Located at 1 Lone Star Pass, Toyota’s manufacturing site is within San Antonio’s South submarket, about 14 miles from the central business district and 6 miles from Connally Loop.

San Antonio’s southern submarket leads industrial activity

San Antonio’s industrial pipeline encompassed more than 2.7 million square feet of product underway as of March, according to a Cushman & Wakefield report.

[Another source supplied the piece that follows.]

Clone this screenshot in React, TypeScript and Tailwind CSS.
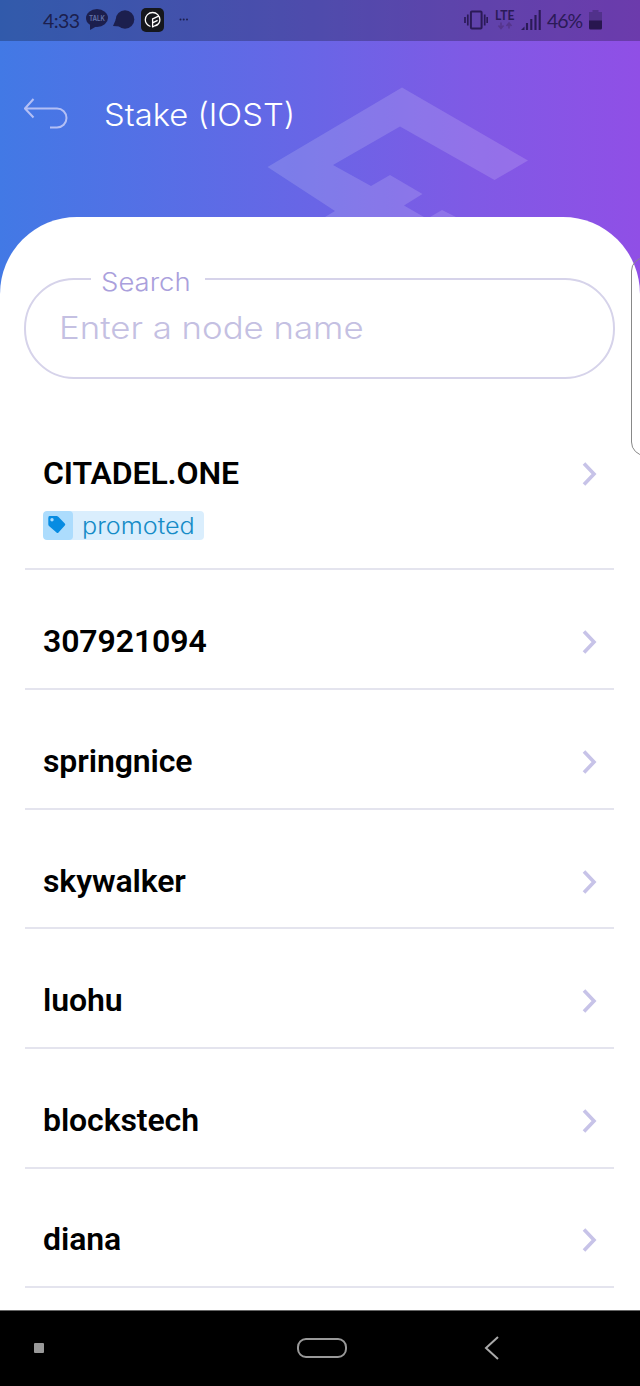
import React from "react";

const geometric = "font-['Inter','Open_Sans',sans-serif]";

const nodes = [
  { name: "CITADEL.ONE", promoted: true },
  { name: "307921094" },
  { name: "springnice" },
  { name: "skywalker" },
  { name: "luohu" },
  { name: "blockstech" },
  { name: "diana" },
];

function StatusBar() {
  return (
    <div className="flex h-[41px] items-center bg-black/25 pb-px pl-[43px] pr-[38px] text-[#1c1f4e]">
      <span className="mt-[2px] w-[43px] font-['Lato',sans-serif] text-[19.5px] leading-5 tracking-[-0.6px]">4:33</span>
      <svg className="h-[22px] w-[22px]" viewBox="0 0 22 22" fill="currentColor">
        <ellipse cx="11" cy="9" rx="11" ry="9" />
        <path d="M4 14v7l7-4z" />
        <text x="3" y="11.8" fontSize="7.5" fontFamily="Inter" fontWeight="600" fill="#6474aa" textLength="16" lengthAdjust="spacingAndGlyphs">TALK</text>
      </svg>
      <svg className="ml-[5px] h-[20px] w-[22px]" viewBox="0 0 22 20" fill="currentColor">
        <circle cx="12" cy="9.5" r="9.3" />
        <path d="M3.500 8L0 16l7 .5z" />
      </svg>
      <svg className="ml-[6px] h-6 w-[23px]" viewBox="0 0 23 24" fill="none">
        <rect width="23" height="24" rx="5" fill="#15171d" />
        <path d="M9.400 18.500C6 17 4.300 14.500 4.300 11.800a7.300 7.300 0 0 1 14.600 0c0 2.600-1.600 5-4.600 6.200M11.600 19.500V11l6-2.800M11.600 14.800l5-2.500M12 18.800l5-2.800" stroke="white" strokeWidth="1.300" />
      </svg>
      <svg className="ml-[15px] h-2 w-[10px]" viewBox="0 0 10 8" fill="currentColor">
        <circle cx="1.500" cy="3.500" r="1" /><circle cx="4.700" cy="3.500" r="1" /><circle cx="8" cy="3.500" r="1" />
      </svg>
      <div className="ml-auto flex items-center text-[#2b1a57]">
        <svg className="h-5 w-6" viewBox="0 0 24 20" fill="none" stroke="currentColor">
          <rect x="6.900" y="1.400" width="10.700" height="17.200" rx="1" strokeWidth="2" />
          <path d="M3.800 4.500v11M20.700 4.500v11M1 7v6M23.200 7v6" strokeWidth="1.700" />
        </svg>
        <svg className="ml-[6px] h-[22px] w-[22px] overflow-visible" viewBox="0 0 22 22" fill="currentColor">
          <text x="1" y="11.200" fontFamily="Lato" fontWeight="700" fontSize="13.500" textLength="19.500" lengthAdjust="spacingAndGlyphs">LTE</text>
          <path d="M7 13.500v5.500M4.500 16.500L7 19.500l2.500-3M15 19.500v-5.500M12.500 17l2.500-3 2.500 3" fill="none" stroke="#55358c" strokeWidth="1.600" />
        </svg>
        <svg className="ml-[5px] h-5 w-5" viewBox="0 0 20 20" fill="none" stroke="currentColor" strokeWidth="2.100">
          <path d="M6 20v-7M10.300 20V9M14.500 20V5M18.700 20V0" />
          <path d="M0 20l3.500-3.500V20z" stroke="none" fill="currentColor" />
        </svg>
        <span className="ml-[6px] mt-[2px] w-[36px] whitespace-nowrap font-['Lato',sans-serif] text-[19.500px] leading-5 tracking-[-1.100px]">46%</span>
        <svg className="ml-[6px] h-5 w-[13px]" viewBox="0 0 13 20">
          <path d="M3.500 0h6v2H13v9H0V2h3.500z" fill="#51318b" />
          <path d="M0 10.500h13V18q0 1.500-1.500 1.500h-10Q0 19.500 0 18z" fill="#28164f" />
        </svg>
      </div>
    </div>
  );
}

function Header() {
  return (
    <header className="relative flex h-[176px] pl-6 pt-[50px]">
      <svg className="absolute left-[267px] top-[46px] h-[130px] w-[262px]" viewBox="267 87 262 130" fill="#ffffff" fillOpacity=".15">
        <path d="M402 87.500L528 160.500L494.500 180L400 126.500L333 165L371 186L390 175L422.500 194L404 205.500L424 217H325L335 211L267.500 167Z" />
        <path d="M430 217l12-7 14 7z" />
      </svg>
      <svg className="mt-[6px] h-[34px] w-[44px]" viewBox="0 0 44 34" fill="none" stroke="#b3bff5" strokeWidth="2">
        <path d="M9.500 2L1 11.500l8.500 9M1.500 11.500H33a9 9 0 0 1 0 19H26" />
      </svg>
      <h1 className={`${geometric} ml-[36px] mt-px origin-left scale-x-[1.056] whitespace-nowrap text-[31px] font-light leading-[46px] text-white`}>Stake (IOST)</h1>
    </header>
  );
}

function Search() {
  return (
    <div className={`${geometric} relative ml-[24px] mr-[25px] h-[101px] rounded-[50px] border-2 border-[#d6d3ea] pl-[33px] pt-[25px] font-light`}>
      <div className="absolute left-[65px] top-[-15px] h-[34px] w-[114px] bg-white pl-[10px]">
        <label className="inline-block origin-left scale-x-[1.1] text-[25px] leading-[34px] text-[#aaa0dc]">Search</label>
      </div>
      <div className="w-max origin-left scale-x-[1.122] whitespace-nowrap text-[31px] leading-[46px] text-[#c4c0e2]">Enter a node name</div>
    </div>
  );
}

function PromotedTag() {
  return (
    <div className="mt-[18px] flex h-[29px] w-[161px] overflow-hidden rounded-[4px] bg-[#daeefd]">
      <div className="flex w-[30px] items-center justify-center rounded-[4px] bg-[#acdcfd]">
        <svg className="mb-px mr-[2px] h-[18px] w-[18px]" viewBox="0 0 18 18" fill="#078ce2" fillRule="evenodd">
          <path d="M1.500 0h7q1 0 1.800.8l6.500 6.700q1 1 0 2l-6.300 7q-1 1-2 0L1 10Q.3 9.200.3 8.200V2Q.3 0 1.500 0zM4 2a1.700 1.700 0 1 0 0 3.400A1.700 1.700 0 0 0 4 2z" />
        </svg>
      </div>
      <span className={`${geometric} ml-[9px] origin-left scale-x-[1.12] text-[22.500px] font-light leading-[29px] text-[#168cc7]`}>promoted</span>
    </div>
  );
}

export default function App() {
  return (
    <div className="flex h-[1386px] w-[640px] flex-col overflow-hidden bg-[linear-gradient(90deg,#4279e5_0%,#6965e6_49%,#7f5ae5_73%,#904fe6_100%)]">
      <StatusBar />
      <Header />
      <main className="relative flex h-[1093px] shrink-0 flex-col rounded-t-[77px] bg-white pt-[61px]">
        <Search />
        <ul className="ml-[25px] mr-[26px] mt-[74px] flex flex-col">
          {nodes.map((node) => (
            <li
              key={node.name}
              className={`flex justify-between border-b-2 border-[#e4e4ee] pl-[18px] pr-[17px] ${node.promoted ? "h-[117.300px]" : "h-[119.670px] pt-[50.900px]"}`}
            >
              <div>
                <div className="font-['Roboto',sans-serif] text-[32px] font-semibold leading-[40px] tracking-[-0.1px] text-black">{node.name}</div>
                {node.promoted && <PromotedTag />}
              </div>
              <svg className="mt-[9px] h-6 w-[15px]" viewBox="0 0 15 24" fill="none" stroke="#c7c3e8" strokeWidth="3.600">
                <path d="M2 1.500L12 12 2 22.500" />
              </svg>
            </li>
          ))}
        </ul>
        <div className="absolute right-[-19px] top-[40px] h-[199px] w-[28px] rounded-[24px] border border-[#888]" />
      </main>
      <nav className="flex h-[76px] shrink-0 items-center border-t border-[#666] bg-black pb-[2px] pl-[34px]">
        <div className="h-[10px] w-[10px] rounded-[1px] bg-[#999]" />
        <div className="ml-[253px] h-[20px] w-[50px] rounded-[9px] border-2 border-[#999]" />
        <svg className="ml-[137px] h-6 w-[15px]" viewBox="0 0 15 24" fill="none" stroke="#aaa" strokeWidth="2">
          <path d="M14 1L2 12l12 11" />
        </svg>
      </nav>
    </div>
  );
}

Industrial deliveries clocked in at just under 500,000 square feet during the first quarter, marking an 81.6 percent year-over-year decline.

Most of the deliveries were across the South submarket, which also led in terms of quarterly net absorption during the first three months of 2026. Likewise, heightened demand resulted in the area’s industrial vacancy falling to 9.5 percent in March, 180 basis points under the San Antonio average.

Another major development within the South submarket includes JCB’s $500 million project. The construction equipment manufacturer broke ground on the 720,000-square-foot plant in 2024. Completion is set for this fall.